Has Dubai's payback gone beyond finances? Some observers believe so.
A U.S. ally, the United Arab Emirates has taken a tougher posture toward Tehran over the past year, under increasing scrutiny from Washington but also out of concern of the risks of a nuclear Iran on its doorstep. Dubai, which has a substantial population of Iranian expatriates and last year generated $5.8 billion in re-exports to Iran, has followed that lead.
Since a new round of United Nations sanctions against Tehran was agreed in June, the UAE central bank has asked financial institutions in the federation to freeze accounts belonging to dozens of Iran-linked firms, and a number have been closed down.
Ships visiting the UAE's ports are undergoing much more stringent cargo checks.
"I think (the crisis) has been good on a federal level, for example in terms of foreign affairs," says the Gulf Research Centre's Koch. "The emirates are working much more closely together. There is certainly a clear commitment in terms of implementing and meeting the requirements of the U.N. sanctions against Iran, and this effort is more centrally controlled."
Christopher Davidson, a historian at Britain's Durham University, goes further. "After November we saw a huge shift in what Abu Dhabi feels it can do on the international stage with regard to Iran and how close it can position itself with the United States," says Davidson, who believes that would not have been possible before the debt crisis, because Abu Dhabi would then have had far less leverage over Dubai.
"We've seen some incredibly hawkish comments which do everything to undermine Dubai's business links with Iran, so Abu Dhabi is in full control of the UAE foreign policy."
Not everyone shares that view. Some, including David Butter at the Economist Intelligence Unit, think the change simply coincided with a toughening of the international community's stance toward Iran.
Still, Dubai's ongoing debt problems mean the emirate has little power to deviate from Abu Dhabi's line. There is also no doubt that the Gulf Arab region as a whole is seriously concerned about the possibility of a nuclear-armed Iran. A rising number of countries have announced big new purchases of weapons in the past year, including Saudi Arabia which plans a $60 billion arms deal with the United States. Analysts say the six Gulf Arab states could spend as much as $100 billion in coming years to overhaul their armed forces.
A LINE IN THE SAND
Back in Dubai, there are signs confidence is beginning to return. Developer Nakheel, whose near-default propelled Dubai's banker on the November chopper ride to Abu Dhabi, has said it will begin building again next month.
After a year away, Dubai's government has returned to bond markets, launching a dual-tranche $1.25 billion bond.

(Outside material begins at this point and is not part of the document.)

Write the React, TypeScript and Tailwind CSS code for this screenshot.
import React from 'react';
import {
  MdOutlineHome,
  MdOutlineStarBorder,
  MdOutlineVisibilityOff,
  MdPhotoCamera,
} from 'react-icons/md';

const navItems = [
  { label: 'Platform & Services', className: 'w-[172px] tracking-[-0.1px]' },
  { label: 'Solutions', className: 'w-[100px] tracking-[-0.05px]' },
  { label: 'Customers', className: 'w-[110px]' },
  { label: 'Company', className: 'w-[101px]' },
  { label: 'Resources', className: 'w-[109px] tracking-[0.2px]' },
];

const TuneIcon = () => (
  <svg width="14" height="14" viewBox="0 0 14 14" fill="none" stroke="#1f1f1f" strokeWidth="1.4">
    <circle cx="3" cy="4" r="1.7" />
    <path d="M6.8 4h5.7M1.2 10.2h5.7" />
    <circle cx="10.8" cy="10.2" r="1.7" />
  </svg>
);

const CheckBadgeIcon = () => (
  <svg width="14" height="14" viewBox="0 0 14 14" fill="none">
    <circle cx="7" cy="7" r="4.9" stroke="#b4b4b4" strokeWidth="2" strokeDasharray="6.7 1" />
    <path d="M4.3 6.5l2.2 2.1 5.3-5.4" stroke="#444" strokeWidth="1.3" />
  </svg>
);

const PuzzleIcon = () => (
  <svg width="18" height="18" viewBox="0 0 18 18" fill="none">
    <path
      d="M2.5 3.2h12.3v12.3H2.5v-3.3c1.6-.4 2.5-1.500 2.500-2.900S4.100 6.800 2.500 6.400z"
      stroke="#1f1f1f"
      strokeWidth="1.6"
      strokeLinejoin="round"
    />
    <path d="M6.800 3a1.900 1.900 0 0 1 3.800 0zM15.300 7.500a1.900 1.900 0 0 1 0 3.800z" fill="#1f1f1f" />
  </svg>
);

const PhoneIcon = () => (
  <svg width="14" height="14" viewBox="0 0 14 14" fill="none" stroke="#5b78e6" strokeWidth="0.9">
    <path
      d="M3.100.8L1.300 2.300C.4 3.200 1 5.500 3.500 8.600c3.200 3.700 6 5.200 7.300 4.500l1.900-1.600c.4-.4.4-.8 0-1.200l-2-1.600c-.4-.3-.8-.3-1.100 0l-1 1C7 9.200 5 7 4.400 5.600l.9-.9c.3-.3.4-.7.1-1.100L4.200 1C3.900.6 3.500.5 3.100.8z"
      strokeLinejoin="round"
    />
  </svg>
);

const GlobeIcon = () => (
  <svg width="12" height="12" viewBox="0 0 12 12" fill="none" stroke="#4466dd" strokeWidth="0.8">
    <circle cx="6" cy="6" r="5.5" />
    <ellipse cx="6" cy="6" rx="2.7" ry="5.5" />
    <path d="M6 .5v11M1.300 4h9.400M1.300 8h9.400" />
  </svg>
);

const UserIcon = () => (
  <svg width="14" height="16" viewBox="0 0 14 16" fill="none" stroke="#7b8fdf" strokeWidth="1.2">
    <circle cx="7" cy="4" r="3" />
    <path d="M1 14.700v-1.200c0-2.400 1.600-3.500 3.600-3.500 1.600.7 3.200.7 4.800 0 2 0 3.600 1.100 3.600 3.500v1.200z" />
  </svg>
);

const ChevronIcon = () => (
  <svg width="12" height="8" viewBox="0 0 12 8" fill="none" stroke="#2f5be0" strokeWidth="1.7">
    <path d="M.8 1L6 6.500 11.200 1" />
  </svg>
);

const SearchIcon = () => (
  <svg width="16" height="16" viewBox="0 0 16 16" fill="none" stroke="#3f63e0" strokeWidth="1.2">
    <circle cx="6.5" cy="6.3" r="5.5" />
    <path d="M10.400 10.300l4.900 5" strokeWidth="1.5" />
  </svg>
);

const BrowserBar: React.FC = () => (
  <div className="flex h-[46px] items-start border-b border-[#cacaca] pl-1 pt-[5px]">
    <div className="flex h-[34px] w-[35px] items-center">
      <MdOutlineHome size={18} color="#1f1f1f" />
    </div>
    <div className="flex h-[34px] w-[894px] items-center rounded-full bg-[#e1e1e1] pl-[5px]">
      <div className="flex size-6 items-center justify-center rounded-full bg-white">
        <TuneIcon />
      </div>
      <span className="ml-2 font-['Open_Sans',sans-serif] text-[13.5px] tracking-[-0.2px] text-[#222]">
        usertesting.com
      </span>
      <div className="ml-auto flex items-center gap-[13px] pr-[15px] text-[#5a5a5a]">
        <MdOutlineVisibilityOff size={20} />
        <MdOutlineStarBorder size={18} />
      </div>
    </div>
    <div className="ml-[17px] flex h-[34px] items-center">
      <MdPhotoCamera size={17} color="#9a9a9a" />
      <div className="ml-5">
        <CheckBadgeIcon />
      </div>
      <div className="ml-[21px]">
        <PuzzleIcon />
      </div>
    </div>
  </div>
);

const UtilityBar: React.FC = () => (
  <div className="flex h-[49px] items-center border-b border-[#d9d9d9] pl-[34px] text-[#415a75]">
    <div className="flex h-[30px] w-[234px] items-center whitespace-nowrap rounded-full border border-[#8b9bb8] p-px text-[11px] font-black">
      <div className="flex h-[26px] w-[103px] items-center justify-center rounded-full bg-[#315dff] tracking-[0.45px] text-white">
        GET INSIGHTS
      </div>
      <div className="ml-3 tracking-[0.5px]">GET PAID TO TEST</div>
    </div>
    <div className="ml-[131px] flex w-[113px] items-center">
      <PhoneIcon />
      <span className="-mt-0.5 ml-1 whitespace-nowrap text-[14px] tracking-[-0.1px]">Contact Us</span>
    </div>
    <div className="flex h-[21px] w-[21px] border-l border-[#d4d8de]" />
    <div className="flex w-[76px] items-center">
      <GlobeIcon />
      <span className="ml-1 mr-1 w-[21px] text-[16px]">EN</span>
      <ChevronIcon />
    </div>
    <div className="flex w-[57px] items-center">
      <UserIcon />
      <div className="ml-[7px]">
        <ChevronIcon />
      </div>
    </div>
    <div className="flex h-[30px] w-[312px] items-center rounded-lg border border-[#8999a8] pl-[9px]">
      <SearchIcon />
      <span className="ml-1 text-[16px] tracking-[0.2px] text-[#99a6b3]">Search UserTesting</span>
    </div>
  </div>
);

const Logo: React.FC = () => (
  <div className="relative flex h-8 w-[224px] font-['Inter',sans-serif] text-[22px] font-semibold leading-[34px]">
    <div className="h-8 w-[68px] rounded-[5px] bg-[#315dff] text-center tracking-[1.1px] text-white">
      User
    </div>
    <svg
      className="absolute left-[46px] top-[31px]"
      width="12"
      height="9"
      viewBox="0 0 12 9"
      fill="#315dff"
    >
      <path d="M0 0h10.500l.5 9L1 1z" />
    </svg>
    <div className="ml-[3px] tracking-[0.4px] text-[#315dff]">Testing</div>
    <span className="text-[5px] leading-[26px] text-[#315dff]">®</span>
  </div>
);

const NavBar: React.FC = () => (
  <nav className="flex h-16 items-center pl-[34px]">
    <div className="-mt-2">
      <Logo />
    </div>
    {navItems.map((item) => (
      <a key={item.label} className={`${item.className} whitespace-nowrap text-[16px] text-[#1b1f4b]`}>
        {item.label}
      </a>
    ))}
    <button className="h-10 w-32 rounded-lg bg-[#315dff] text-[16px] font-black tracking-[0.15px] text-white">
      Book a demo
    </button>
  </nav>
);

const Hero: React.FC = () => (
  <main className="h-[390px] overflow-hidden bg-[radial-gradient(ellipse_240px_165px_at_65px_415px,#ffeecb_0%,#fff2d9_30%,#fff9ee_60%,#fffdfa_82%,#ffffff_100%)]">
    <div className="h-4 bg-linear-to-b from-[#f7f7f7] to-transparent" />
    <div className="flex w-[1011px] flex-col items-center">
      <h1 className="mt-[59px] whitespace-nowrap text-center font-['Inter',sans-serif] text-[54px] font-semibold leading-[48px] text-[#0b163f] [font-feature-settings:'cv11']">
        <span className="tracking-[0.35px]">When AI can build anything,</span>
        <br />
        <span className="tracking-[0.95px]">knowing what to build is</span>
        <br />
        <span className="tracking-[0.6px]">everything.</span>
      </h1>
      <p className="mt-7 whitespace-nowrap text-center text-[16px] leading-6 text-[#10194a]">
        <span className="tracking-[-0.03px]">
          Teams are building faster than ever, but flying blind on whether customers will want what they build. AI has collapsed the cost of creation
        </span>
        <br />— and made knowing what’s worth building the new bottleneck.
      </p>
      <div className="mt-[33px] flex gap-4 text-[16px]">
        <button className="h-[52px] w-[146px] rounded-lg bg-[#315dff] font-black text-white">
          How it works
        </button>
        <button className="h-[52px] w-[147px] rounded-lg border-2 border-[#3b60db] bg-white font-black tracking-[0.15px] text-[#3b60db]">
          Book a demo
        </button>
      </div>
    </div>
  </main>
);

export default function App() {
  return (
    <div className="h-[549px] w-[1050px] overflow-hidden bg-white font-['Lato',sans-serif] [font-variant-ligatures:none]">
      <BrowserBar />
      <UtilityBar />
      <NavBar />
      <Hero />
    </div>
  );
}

Early talk indicates the issue is heavily oversubscribed.
"The hard work has been sorting out Nakheel and Dubai World, and investors are more positive on Dubai because of its strong relationship to the rest of the UAE and as the legacy issues have been or are being addressed," says Aviva fund manager Jeremy Brewin in London.

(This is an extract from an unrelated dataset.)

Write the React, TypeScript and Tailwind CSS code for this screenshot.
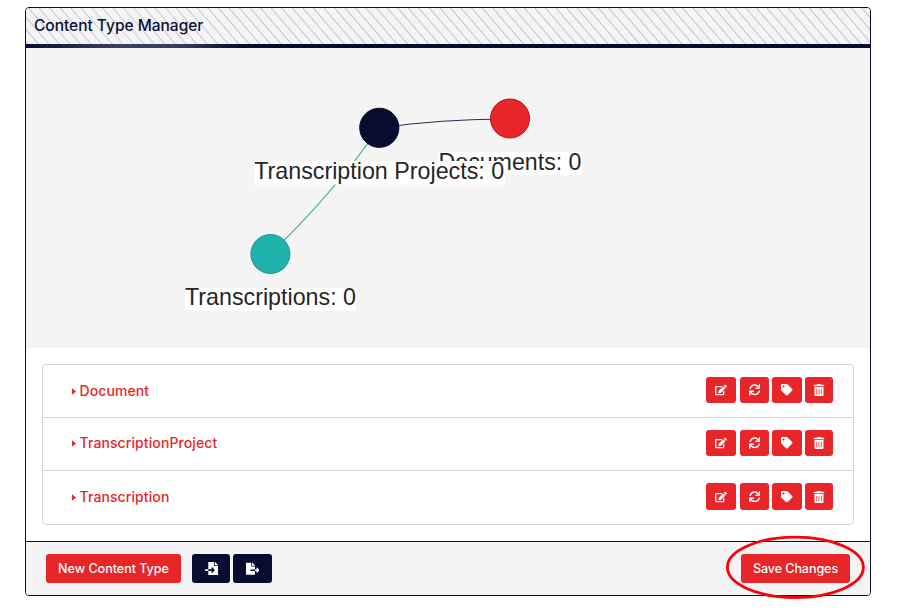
import { FaEdit, FaSync, FaTag, FaTrashAlt, FaFileImport, FaFileExport } from "react-icons/fa";

const rows = [
  { name: "Document", btn: "h-[26px]", label: "mt-[3px]" },
  { name: "TranscriptionProject", btn: "h-[26px]", label: "mt-[2px]" },
  { name: "Transcription", btn: "h-[27px]", label: "mt-[3px]" },
];

const iconBtn = "flex items-center justify-center rounded-[3px] bg-[#e8262a] text-white";

function Graph() {
  return (
    <svg width="844" height="300" viewBox="26 48 844 300" className="block bg-[#f4f4f4]" fontFamily="'Liberation Sans', Arial, sans-serif" fontSize="23.4" fill="#262626">
      <path d="M379 128Q440 119 510 119" fill="none" stroke="#2b2c52" />
      <path d="M379 128Q331 196 270 254" fill="none" stroke="#3ba9a2" strokeWidth="1.2" />
      <circle cx="510" cy="118.5" r="19.5" fill="#e8262a" stroke="#b80f18" />
      <circle cx="379.3" cy="127.8" r="19.6" fill="#080c2e" stroke="#080c2e" />
      <circle cx="270.4" cy="254" r="19.5" fill="#20b2ad" stroke="#1a918d" />
      <rect x="438" y="152" width="144" height="23" fill="#fff" />
      <text x="438.5" y="170" textLength="143" lengthAdjust="spacingAndGlyphs">Documents: 0</text>
      <rect x="254" y="161" width="251" height="23.5" fill="#fff" />
      <text x="254.2" y="179" textLength="250" lengthAdjust="spacingAndGlyphs">Transcription Projects: 0</text>
      <rect x="185" y="288" width="171" height="22.5" fill="#fff" />
      <text x="185" y="305" textLength="171" lengthAdjust="spacingAndGlyphs">Transcriptions: 0</text>
    </svg>
  );
}

export default function App() {
  return (
    <div className="relative h-[612px] w-[898px] overflow-hidden bg-white pt-[7px] pl-[25px] font-['Inter',sans-serif]">
      <div className="flex h-[589px] w-[846px] flex-col overflow-hidden rounded-[4px] border border-[#080c33] bg-white">
        <div className="relative h-9 shrink-0 bg-[#f4f4f4]">
          <svg width="844" height="36" className="absolute inset-0">
            <defs>
              <pattern id="hatch" width="10.55" height="36" patternUnits="userSpaceOnUse" patternTransform="skewX(40.6)">
                <path d="M2.5 0V36" stroke="#bdbdca" strokeWidth="1.15" />
              </pattern>
              <linearGradient id="fade">
                <stop offset="0" stopColor="#f4f4f4" stopOpacity="0" />
                <stop offset="0.12" stopColor="#f4f4f4" stopOpacity="0.3" />
                <stop offset="0.24" stopColor="#f4f4f4" stopOpacity="0" />
              </linearGradient>
            </defs>
            <rect width="844" height="36" fill="url(#hatch)" />
            <rect width="844" height="36" fill="url(#fade)" />
          </svg>
          <h1 className="relative pt-[6px] pl-2 text-[15.5px] leading-[24px] font-medium tracking-[-0.02px] whitespace-nowrap text-[#0b1038]">Content Type Manager</h1>
        </div>
        <div className="h-1 shrink-0 bg-[linear-gradient(90deg,#080c33_0,#3b3e64_90px,#3b3e64_150px,#080c33_215px)]" />
        <Graph />
        <div className="h-[193px] px-4 pt-4">
          <div className="h-[161px] rounded-[4px] border border-[#d5d5d5]">
            {rows.map((r, i) => (
              <div key={r.name} className={`flex h-[53px] items-start justify-between pt-3 pr-5 pl-[29px] ${i < 2 ? "border-b border-[#d5d5d5]" : ""}`}>
                <div className={`flex h-5 items-center text-[14px] font-medium text-[#e8262a] ${r.label}`}>
                  <svg width="4" height="7" viewBox="0 0 4 7" className="mt-[2px] mr-[3.5px]" fill="currentColor">
                    <path d="M0 .2 4 3.5 0 6.8Z" />
                  </svg>
                  <span className="tracking-[0.1px]">{r.name}</span>
                </div>
                <div className="flex">
                  <span className={`${iconBtn} ${r.btn} mr-1 w-[30px]`}><FaEdit size={12} /></span>
                  <span className={`${iconBtn} ${r.btn} mr-[3px] w-[29px]`}><FaSync size={11.5} /></span>
                  <span className={`${iconBtn} ${r.btn} mr-[3px] w-[30px]`}><FaTag size={11.5} /></span>
                  <span className={`${iconBtn} ${r.btn} w-[28px]`}><FaTrashAlt size={12} /></span>
                </div>
              </div>
            ))}
          </div>
        </div>
        <div className="flex flex-1 items-start border-t border-[#080c33] bg-[#f4f4f4] pt-3 pr-5 pl-5 text-[12.6px] font-medium text-white">
          <button className="h-[29px] w-[135px] rounded-[3px] bg-[#e8262a] pt-[2px] tracking-[-0.05px] whitespace-nowrap">New Content Type</button>
          <button className="ml-[11px] flex h-[29px] w-[38px] items-center justify-center rounded-[3px] bg-[#080c2e]"><FaFileImport size={13} /></button>
          <button className="ml-[3px] flex h-[29px] w-[39px] items-center justify-center rounded-[3px] bg-[#080c2e]"><FaFileExport size={13.5} /></button>
          <button className="ml-auto h-[29px] w-[109px] rounded-[3px] bg-[#e8262a] pt-[2px] tracking-[-0.1px] whitespace-nowrap">Save Changes</button>
        </div>
      </div>
      <svg width="142" height="66" viewBox="724 534 142 66" className="absolute top-[534px] left-[724px]">
        <ellipse cx="795.4" cy="567.3" rx="68" ry="30.2" fill="none" stroke="#fa0008" strokeWidth="2.8" />
      </svg>
    </div>
  );
}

Dubai World's debt repayment agreement on September 10 "draws a line in the sand to a significant part of the debt restructuring story," says V. Shankar, chief executive of Standard Chartered's Middle East, Africa, Europe and the Americas operations. "There are issues still to be sorted out with Dubai Holding but I think on the back of this, Dubai has a powerful tail wind."
Dubai seems focused on its core operations of logistics and trade. It recently opened the first phase of Maktoum international airport -- part of Dubai World Central's so-called "aerotropolis" complex, a shipping, air and road hub.
"Whilst no government can rule out future issues, we believe the most significant restructuring is behind us," a government representative responded to emailed questions.
Advisers to Dubai say Abu Dhabi is no longer as closely involved in its neighbor's financial affairs as immediately after the debt crisis. At the peak of the Dubai World turmoil, Dubai representatives were meeting with their Abu Dhabi counterparts on a weekly basis. These meetings have been scaled back to become, as one adviser put it, "courtesy" updates.
The government has embarked on a big push to create corporate governance structures, and most of its high-profile young executives are gone, sidelined in a putsch last November. Some, such as the head of Dubai's flagship Dubai International Financial Center, fell prey to corruption probes. Into their place have come more trusted, established and older names pushed aside during the boom years but now back in favor.
"The only criteria now is 'personal hygiene,' people who are clean," says a long-time Dubai observer, declining to be identified so he can speak freely about a sensitive topic. He argues that some of the old guard's lack of experience in modern finance may make them poorly equipped for the task of rebuilding Dubai's companies. Strategic, "bold, hairy, audacious" initiatives are needed, he says.
"Right now, it's the blame game."
HOW FAR CAN YOU GO?
There is no doubt Dubai needs to encourage entrepreneurship, and continue to give ambitious Emiratis who do not come from wealthy families the chance to make their own fortunes. Its past model is now cited as one of the causes for the endless real estate projects that led to its debt crisis, but parts of it may have to be reinstated if Dubai is to grow. How easily could Dubai slip back into its bad old ways?
"They believe that now the problem is solved," says the former Dubai World adviser, who is critical of creeping complacency just a year after the crisis. "The problem is not solved, they still owe the same amount of money. They will have to pay the same amount, only a little later."
Even with its wings clipped, the emirate is still making big plays. In July, Emirates airline -- one of Dubai's crown jewels and already the biggest customer for Airbus A380 superjumbos -- placed an order for 30 Boeing 777 jets in a deal worth potentially more than $9 billion.
"Everything is now very conservative, it's meant to be based on in-depth analysis of actual sectors," says the source familiar with the restructuring. "Given the chance, Dubai will take it to the same level as before. They will always try to go as far they can with something."